◆ Task goal
The listing below holds pictures; exclude them. Return exactly the lines from the one with "Clone this screenshot" through the one with "left-[794px] top-0 w-[16px]".

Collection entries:
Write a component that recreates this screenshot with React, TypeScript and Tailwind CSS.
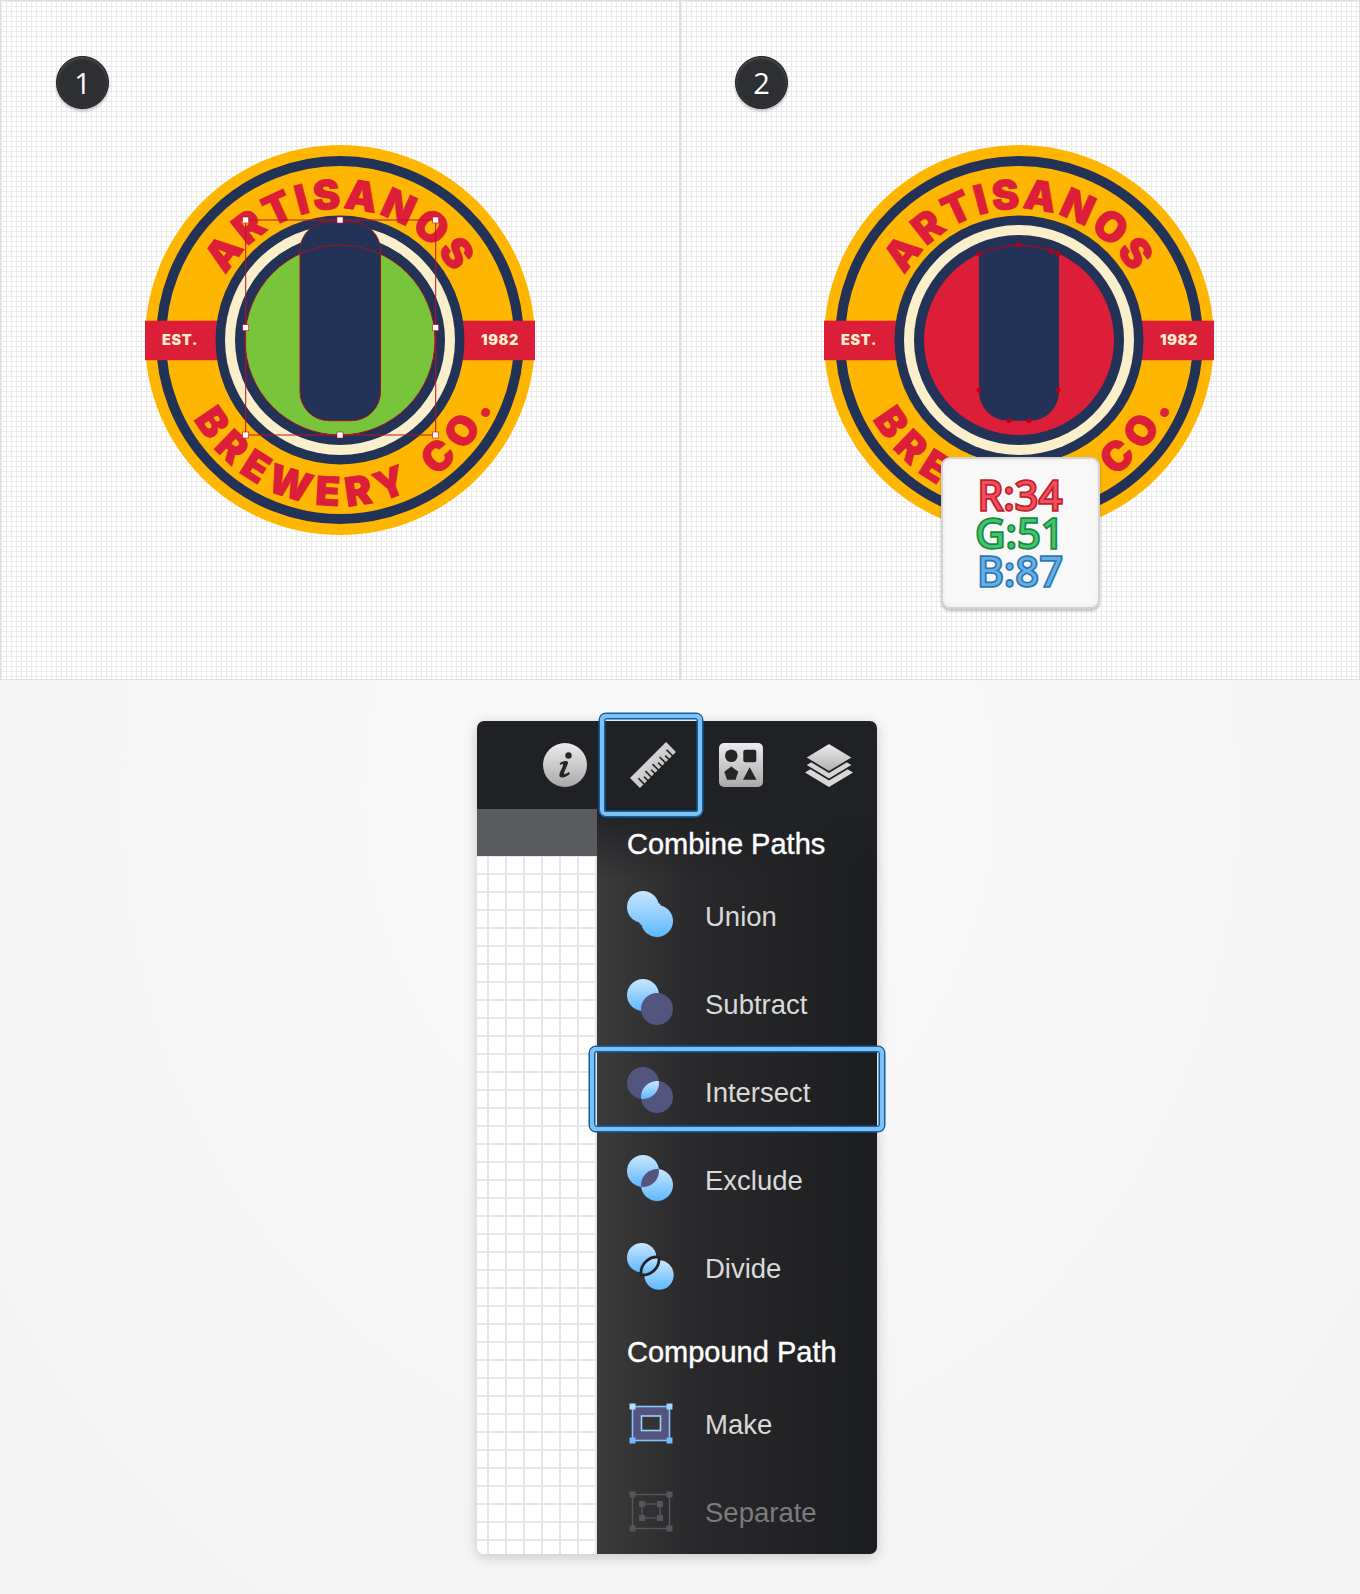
import React from "react";

const NAVY = "#233257";
const RED = "#dc1e38";
const BLUE = "#54557e";

function Logo({ edit }: { edit: boolean }) {
  const handles = [
    [105.7, 80],
    [200, 80],
    [295.7, 80],
    [105.7, 187.7],
    [295.7, 187.7],
    [105.7, 295],
    [200, 295],
    [295.7, 295],
  ];
  const anchors = [
    [160, 114],
    [199.5, 105],
    [232, 111],
    [239, 114],
    [160, 250],
    [239, 250],
    [190, 280.5],
    [210, 280.5],
  ];
  const id = edit ? "a" : "b";
  return (
    <svg width="400" height="400" viewBox="0 0 400 400">
      <defs>
        <path id={`top-${id}`} d="M 69 200 A 131 131 0 0 1 331 200" />
        <path id={`bottom-${id}`} d="M 34 200 A 166 166 0 0 0 366 200" />
        <clipPath id={`disc-${id}`}>
          <circle cx="200" cy="200" r="95" />
        </clipPath>
      </defs>
      <circle cx="200" cy="200" r="195" fill="#ffb600" />
      <circle cx="200" cy="200" r="179" fill="none" stroke={NAVY} strokeWidth="10" />
      <rect x="5" y="180.7" width="390" height="39.5" fill={RED} />
      <text className="font-['Inter',sans-serif] font-black" fontSize="41" fill={RED} stroke={RED} strokeWidth="0.8" letterSpacing="3">
        <textPath href={`#top-${id}`} startOffset="50%" textAnchor="middle">
          ARTISANOS
        </textPath>
      </text>
      <text className="font-['Inter',sans-serif] font-black" fontSize="40" fill={RED} stroke={RED} strokeWidth="0.8" letterSpacing="8" wordSpacing="6">
        <textPath href={`#bottom-${id}`} startOffset="52%" textAnchor="middle">
          BREWERY CO.
        </textPath>
      </text>
      <text x="40" y="205" textAnchor="middle" className="font-['Inter',sans-serif] font-black" fontSize="14.5" fill="#f9efca" letterSpacing="0.6">
        EST.
      </text>
      <text x="360" y="205" textAnchor="middle" className="font-['Inter',sans-serif] font-black" fontSize="14.5" fill="#f9efca" letterSpacing="0.6">
        1982
      </text>
      <circle cx="200" cy="200" r="124.5" fill={NAVY} />
      <circle cx="200" cy="200" r="115" fill="#f9efca" />
      <circle cx="200" cy="200" r="105" fill={NAVY} />

      {edit ? (
        <>
          <circle cx="200" cy="200" r="95" fill="#78c43a" />
          <rect x="160" y="81.7" width="80.5" height="199" rx="29" fill={NAVY} stroke="#a8101f" strokeWidth="1" />
          <circle cx="200" cy="200" r="95" fill="none" stroke="#a8101f" strokeWidth="1" />
          <rect x="105.7" y="80" width="190" height="215" fill="none" stroke="#c01020" strokeWidth="1" />
          {handles.map(([x, y]) => (
            <rect key={`${x}-${y}`} x={x - 3} y={y - 3} width="6" height="6" fill="#fff" stroke="#c01020" strokeWidth="0.6" />
          ))}
        </>
      ) : (
        <>
          <circle cx="200" cy="200" r="95" fill={RED} />
          <g clipPath={`url(#disc-${id})`}>
            <rect x="160" y="81.7" width="80" height="199" rx="29" fill={NAVY} />
          </g>
          <path d="M160 114 A95 95 0 0 1 239 114" fill="none" stroke="#b5001a" strokeWidth="1" />
          {anchors.map(([x, y]) => (
            <circle key={`${x}-${y}`} cx={x} cy={y} r="2.6" fill="#b5001a" />
          ))}
        </>
      )}
    </svg>
  );
}

function StepBadge({ n, className }: { n: number; className: string }) {
  return (
    <div className={`absolute top-[55px] flex h-[53px] w-[53px] items-center justify-center rounded-full border border-[#1b1c1f] bg-[#2e2f33] font-['Open_Sans',sans-serif] text-[29px] text-white shadow-[0_2px_3px_rgba(0,0,0,0.25),inset_0_1px_3px_rgba(255,255,255,0.2)] ${className}`}>
      {n}
    </div>
  );
}

function RgbBubble() {
  return (
    <div className="absolute left-[260px] top-[456px] flex h-[152px] w-[159px] flex-col items-center justify-center rounded-[9px] border-2 border-[#d3d3d3] bg-[#f8f8f8] font-['Open_Sans',sans-serif] text-[40px] leading-[38px] font-normal tracking-[1px] shadow-[0_2px_3px_rgba(0,0,0,0.25),inset_0_0_6px_rgba(0,0,0,0.05)] [paint-order:stroke_fill]">
      <div className="text-[#f0505c] [-webkit-text-stroke:3.5px_#c01f2c]">R:34</div>
      <div className="text-[#45c26f] [-webkit-text-stroke:3.5px_#178a40]">G:51</div>
      <div className="text-[#64aee4] [-webkit-text-stroke:3.5px_#2a77b4]">B:87</div>
    </div>
  );
}

const LENS = "M31.89 14.11 A16 16 0 0 1 14.11 31.89 A16 16 0 0 1 31.89 14.11 Z";

function PathIcon({ kind }: { kind: "union" | "subtract" | "intersect" | "exclude" | "divide" }) {
  const grad = `url(#${kind}-g)`;
  const first = kind === "intersect" ? BLUE : grad;
  const second = kind === "subtract" || kind === "intersect" ? BLUE : grad;
  const split = kind === "divide";
  const whole = kind === "union";
  return (
    <svg width="47" height="47" viewBox="0 0 47 47" className="mb-[4px] shrink-0">
      <defs>
        {whole ? (
          <linearGradient id="union-g" x1="0" y1="0" x2="0" y2="46" gradientUnits="userSpaceOnUse">
            <stop offset="0" stopColor="#c9e6ff" />
            <stop offset="1" stopColor="#5db8ff" />
          </linearGradient>
        ) : (
          <linearGradient id={`${kind}-g`} x1="0" y1="0" x2="0" y2="1">
            <stop offset="0" stopColor="#c9e6ff" />
            <stop offset="1" stopColor="#5db8ff" />
          </linearGradient>
        )}
      </defs>
      <circle cx={split ? 14.7 : 16} cy={split ? 14.7 : 16} r={split ? 14.7 : 16} fill={first} />
      <circle cx={split ? 32 : 30} cy={split ? 32 : 30} r={split ? 14.7 : 16} fill={second} />
      {whole && <path d={LENS} fill={grad} stroke={grad} strokeWidth="3" />}
      {kind === "intersect" && <path d={LENS} fill={grad} />}
      {kind === "exclude" && <path d={LENS} fill={BLUE} />}
      {split && <path d={LENS} fill={grad} stroke="#222326" strokeWidth="2.8" />}
    </svg>
  );
}

function MakeIcon() {
  const corners = [
    [0.5, 0.5, "#b8deff"],
    [37.5, 0.5, "#a4d4ff"],
    [0.5, 34.5, "#6dbcff"],
    [37.5, 34.5, "#6dbcff"],
  ] as const;
  return (
    <svg width="44" height="41" viewBox="0 0 44 41" className="mb-[2px] shrink-0">
      <rect x="3.5" y="3.5" width="37" height="34" fill={BLUE} stroke="#86c3f7" strokeWidth="1.6" />
      <rect x="12.5" y="13" width="19" height="14.5" fill="#333436" stroke="#9fd0f8" strokeWidth="1.6" />
      {corners.map(([x, y, c]) => (
        <rect key={`${x}-${y}`} x={x} y={y} width="6" height="6" fill={c} />
      ))}
    </svg>
  );
}

function SeparateIcon() {
  const outer = [
    [0.5, 0.5],
    [37.5, 0.5],
    [0.5, 34.5],
    [37.5, 34.5],
  ];
  const inner = [
    [10, 10],
    [28, 10],
    [10, 24],
    [28, 24],
  ];
  return (
    <svg width="44" height="41" viewBox="0 0 44 41" className="mb-[2px] shrink-0">
      <rect x="3.5" y="3.5" width="37" height="34" fill="none" stroke="#555659" strokeWidth="1.4" />
      <rect x="13" y="13" width="18" height="14" fill="none" stroke="#555659" strokeWidth="1.4" />
      {[...outer, ...inner].map(([x, y]) => (
        <rect key={`${x}-${y}`} x={x} y={y} width="6" height="6" fill="#555659" />
      ))}
    </svg>
  );
}

function InfoIcon() {
  return (
    <svg width="44" height="44" viewBox="0 0 44 44">
      <defs>
        <linearGradient id="tool-g" x1="0" y1="0" x2="0" y2="1">
          <stop offset="0" stopColor="#ececec" />
          <stop offset="1" stopColor="#a9a9a9" />
        </linearGradient>
      </defs>
      <circle cx="22" cy="22" r="22" fill="url(#tool-g)" />
      <circle cx="25.5" cy="12.5" r="3.2" fill="#242528" />
      <path d="M16.5 20.5 C19 18 24.5 17 25 19.5 C25.2 21.5 21.5 27 21 30.5 C21 32 23.5 31 25.5 29 L27 30.5 C24.5 34 18 36 16.5 33 C15.5 30.5 20 24.5 20 22 C20 20.5 18.5 21 17.5 22 Z" fill="#242528" />
    </svg>
  );
}

function RulerIcon() {
  const ticks = [5, 10, 15, 20, 25, 30, 35, 40, 45];
  return (
    <svg width="46" height="46" viewBox="0 0 46 46">
      <defs>
        <linearGradient id="ruler-g" x1="0" y1="0" x2="0" y2="46" gradientUnits="userSpaceOnUse">
          <stop offset="0" stopColor="#e6e6e6" />
          <stop offset="1" stopColor="#b4b4b4" />
        </linearGradient>
      </defs>
      <g transform="rotate(-45 23 23)">
        <rect x="-2.5" y="16" width="51" height="14" fill="url(#ruler-g)" />
        {ticks.map((t, i) => (
          <rect key={t} x={t - 2.5} y={i % 2 === 0 ? 22 : 25} width="1.6" height="9" fill="#202124" />
        ))}
      </g>
    </svg>
  );
}

function ShapesIcon() {
  return (
    <svg width="44" height="44" viewBox="0 0 44 44">
      <rect width="44" height="44" rx="5" fill="url(#tool-g)" />
      <circle cx="12.3" cy="12.7" r="6.3" fill="#242528" />
      <rect x="24.3" y="6.7" width="13" height="12.5" rx="2" fill="#242528" />
      <path d="M12.3 23.5 L19.3 28.7 L16.6 36.7 L8 36.7 L5.3 28.7 Z" fill="#242528" />
      <path d="M30.7 24.3 L37.5 36.7 L24 36.7 Z" fill="#242528" />
    </svg>
  );
}

function LayersIcon() {
  return (
    <svg width="48" height="44" viewBox="0 0 48 44" className="-ml-[1px]">
      <defs>
        <linearGradient id="layer-g" x1="0" y1="0" x2="0" y2="1">
          <stop offset="0" stopColor="#efefef" />
          <stop offset="1" stopColor="#b0b0b0" />
        </linearGradient>
      </defs>
      <path d="M24 15 L48 29.5 L24 44 L0 29.5 Z" fill="#d8d8d8" />
      <path d="M24 7.5 L48 22 L24 36.5 L0 22 Z" fill="#d4d4d4" stroke="#202124" strokeWidth="1.8" />
      <path d="M24 0 L48 14.5 L24 29 L0 14.5 Z" fill="url(#layer-g)" stroke="#202124" strokeWidth="1.8" />
    </svg>
  );
}

function Row({ icon, label, muted }: { icon: React.ReactNode; label: string; muted?: boolean }) {
  return (
    <div className="flex h-[88px] items-center">
      <div className="flex w-[47px] justify-center">{icon}</div>
      <span className={`ml-[31px] mt-[2px] text-[27.5px] ${muted ? "text-[#7b7b7e]" : "text-[#d9d9d9]"}`}>{label}</span>
    </div>
  );
}

function ToolPanel() {
  return (
    <div className="relative flex h-[833px] w-[400px] flex-col rounded-[7px] shadow-[0_3px_14px_rgba(0,0,0,0.2)]">
      <div className="flex h-[88px] shrink-0 items-center gap-[43px] rounded-t-[7px] bg-[#202124] pl-[66px]">
        <InfoIcon />
        <RulerIcon />
        <ShapesIcon />
        <LayersIcon />
      </div>
      <div className="flex min-h-0 flex-1 overflow-hidden rounded-b-[7px]">
        <div className="w-[120px] shrink-0 bg-white">
          <div className="h-[47px] bg-[#5a5b5f]" />
          <div className="h-full bg-[linear-gradient(to_right,#e6e6e6_2.5px,transparent_2.5px),linear-gradient(to_bottom,#e6e6e6_2.5px,transparent_2.5px)] bg-size-[18px_18px] bg-position-[10px_17px]" />
        </div>
        <div className="flex-1 bg-[linear-gradient(to_bottom,#202124,transparent_70px),linear-gradient(to_right,#3b3b3c,#29292b_35%,#1c1d20)] pl-[30px]">
          <div className="flex h-[63px] items-center pt-[9px] text-[29px] text-white [-webkit-text-stroke:0.4px_white]">Combine Paths</div>
          <Row icon={<PathIcon kind="union" />} label="Union" />
          <Row icon={<PathIcon kind="subtract" />} label="Subtract" />
          <Row icon={<PathIcon kind="intersect" />} label="Intersect" />
          <Row icon={<PathIcon kind="exclude" />} label="Exclude" />
          <Row icon={<PathIcon kind="divide" />} label="Divide" />
          <div className="flex h-[68px] items-center pt-[14px] text-[29px] text-white [-webkit-text-stroke:0.4px_white]">Compound Path</div>
          <Row icon={<MakeIcon />} label="Make" />
          <Row icon={<SeparateIcon />} label="Separate" muted />
        </div>
      </div>
      {/* blue highlights on top of the panel */}
      <div className="absolute left-[123px] top-[-7px] h-[102px] w-[102px] rounded-[6px] border-[4px] border-[#7cc0f8] shadow-[0_0_0_1.5px_#14609f,inset_0_0_0_1.5px_#14609f]" />
      <div className="absolute left-[113px] top-[326px] h-[84px] w-[294px] rounded-[6px] border-[4px] border-[#7cc0f8] shadow-[0_0_0_1.5px_#14609f,inset_0_0_0_1.5px_#14609f]" />
    </div>
  );
}

export default function App() {
  const grid =
    "relative flex items-center justify-center border border-[#dedede] bg-white bg-[linear-gradient(to_right,#ebebeb_1px,transparent_1px),linear-gradient(to_bottom,#ebebeb_1px,transparent_1px)] bg-size-[5px_5px]";
  return (
    <div className="h-[1594px] w-[1360px] overflow-hidden bg-[#f6f6f6] bg-[radial-gradient(ellipse_at_center,#fafafa,#f3f3f3)] font-['Liberation_Sans',Arial,sans-serif]">
      <div className="grid h-[680px] grid-cols-[680px_680px]">
        <div className={grid}>
          <StepBadge n={1} className="left-[55px]" />
          <Logo edit />
        </div>
        <div className={`${grid} pr-[2px]`}>
          <StepBadge n={2} className="left-[54px]" />
          <Logo edit={false} />
          <RgbBubble />
        </div>
      </div>
      <div className="flex justify-center pt-[41px]">
        <div className="mr-[6px]">
          <ToolPanel />
        </div>
      </div>
    </div>
  );
}
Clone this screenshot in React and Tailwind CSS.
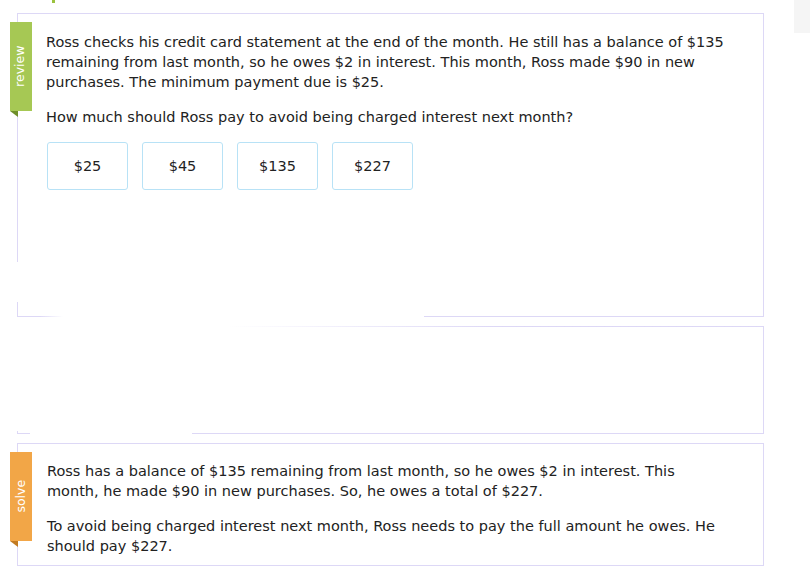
import React from "react";

const B = "bg-[#ddd8f6]";

function Ribbon({ label, color, fold, left }) {
  return (
    <div className={`absolute ${left} top-[8px] w-[22px]`}>
      <div className={`h-[89px] w-[22px] ${color} flex items-center justify-center`}>
        <span className="text-white text-[12.5px] leading-none -rotate-90 whitespace-nowrap">
          {label}
        </span>
      </div>
      <svg width="8" height="6" className="block">
        <polygon points="0,0 8,0 8,6" fill={fold} />
      </svg>
    </div>
  );
}

function Choice({ children }) {
  return (
    <div className="w-[81px] h-[48px] border border-[#b8e2f6] rounded-[3px] flex items-center justify-center text-[14.5px] text-[#222]">
      {children}
    </div>
  );
}

export default function App() {
  return (
    <div
      className="relative w-[810px] h-[572px] bg-white overflow-hidden text-[#222]"
      style={{ fontFamily: '"DejaVu Sans", Verdana, sans-serif' }}
    >
      <div className="absolute left-[52px] top-0 w-[3px] h-[3px] bg-[#9bc23f]" />
      <div className="absolute left-[794px] top-0 w-[16px] h-[33px] bg-[#f5f5f5]" />

      <div className="pl-[17px] pt-[13px] w-[764px] flex flex-col gap-[9px]">
        {/* review card */}
        <div className="relative h-[304px] border-t border-r border-[#ddd8f6]">
          <div className={`absolute left-0 top-0 w-px h-[248px] ${B}`} />
          <div className={`absolute left-0 top-[288px] w-px h-[15px] ${B}`} />
          <div className="absolute left-0 bottom-0 w-[46px] h-px bg-gradient-to-r from-[#ddd8f6] via-[#ddd8f6] to-transparent" />
          <div className={`absolute left-[407px] right-0 bottom-0 h-px ${B}`} />
          <Ribbon label="review" color="bg-[#a6c854]" fold="#6f8f2a" left="left-[-7px]" />
          <div className="pl-[29px] pr-[10px] pt-[18px] text-[14.5px] leading-[20px]">
            <p>
              Ross checks his credit card statement at the end of the month. He still has a balance of $135
              <br />
              remaining from last month, so he owes $2 in interest. This month, Ross made $90 in new
              <br />
              purchases. The minimum payment due is $25.
            </p>
            <p className="mt-[15px]">How much should Ross pay to avoid being charged interest next month?</p>
            <div className="mt-[15px] flex gap-[14px] pl-px">
              <Choice>$25</Choice>
              <Choice>$45</Choice>
              <Choice>$135</Choice>
              <Choice>$227</Choice>
            </div>
          </div>
        </div>

        {/* empty card */}
        <div className="relative h-[108px] border-r border-[#ddd8f6]">
          <div className="absolute left-[211px] right-0 top-0 h-px bg-gradient-to-r from-transparent via-[#ddd8f6] to-[#ddd8f6]" />
          <div className={`absolute left-0 bottom-0 w-[13px] h-px ${B}`} />
          <div className={`absolute left-0 bottom-0 w-px h-[3px] ${B}`} />
          <div className={`absolute left-[175px] right-0 bottom-0 h-px ${B}`} />
        </div>

        {/* solve card */}
        <div className="relative h-[123px] border border-[#ddd8f6]">
          <Ribbon label="solve" color="bg-[#f2a647]" fold="#c27b22" left="left-[-8px]" />
          <div className="pl-[29px] pr-[10px] pt-[17px] text-[14.5px] leading-[20px]">
            <p>
              Ross has a balance of $135 remaining from last month, so he owes $2 in interest. This
              <br />
              month, he made $90 in new purchases. So, he owes a total of $227.
            </p>
            <p className="mt-[15px]">
              To avoid being charged interest next month, Ross needs to pay the full amount he owes. He
              <br />
              should pay $227.
            </p>
          </div>
        </div>
      </div>
    </div>
  );
}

◆ Answer to the task
Clone this screenshot in React and Tailwind CSS.
import React from "react";

const B = "bg-[#ddd8f6]";

function Ribbon({ label, color, fold, left }) {
  return (
    <div className={`absolute ${left} top-[8px] w-[22px]`}>
      <div className={`h-[89px] w-[22px] ${color} flex items-center justify-center`}>
        <span className="text-white text-[12.5px] leading-none -rotate-90 whitespace-nowrap">
          {label}
        </span>
      </div>
      <svg width="8" height="6" className="block">
        <polygon points="0,0 8,0 8,6" fill={fold} />
      </svg>
    </div>
  );
}

function Choice({ children }) {
  return (
    <div className="w-[81px] h-[48px] border border-[#b8e2f6] rounded-[3px] flex items-center justify-center text-[14.5px] text-[#222]">
      {children}
    </div>
  );
}

export default function App() {
  return (
    <div
      className="relative w-[810px] h-[572px] bg-white overflow-hidden text-[#222]"
      style={{ fontFamily: '"DejaVu Sans", Verdana, sans-serif' }}
    >
      <div className="absolute left-[52px] top-0 w-[3px] h-[3px] bg-[#9bc23f]" />
      <div className="absolute left-[794px] top-0 w-[16px] h-[33px] bg-[#f5f5f5]" />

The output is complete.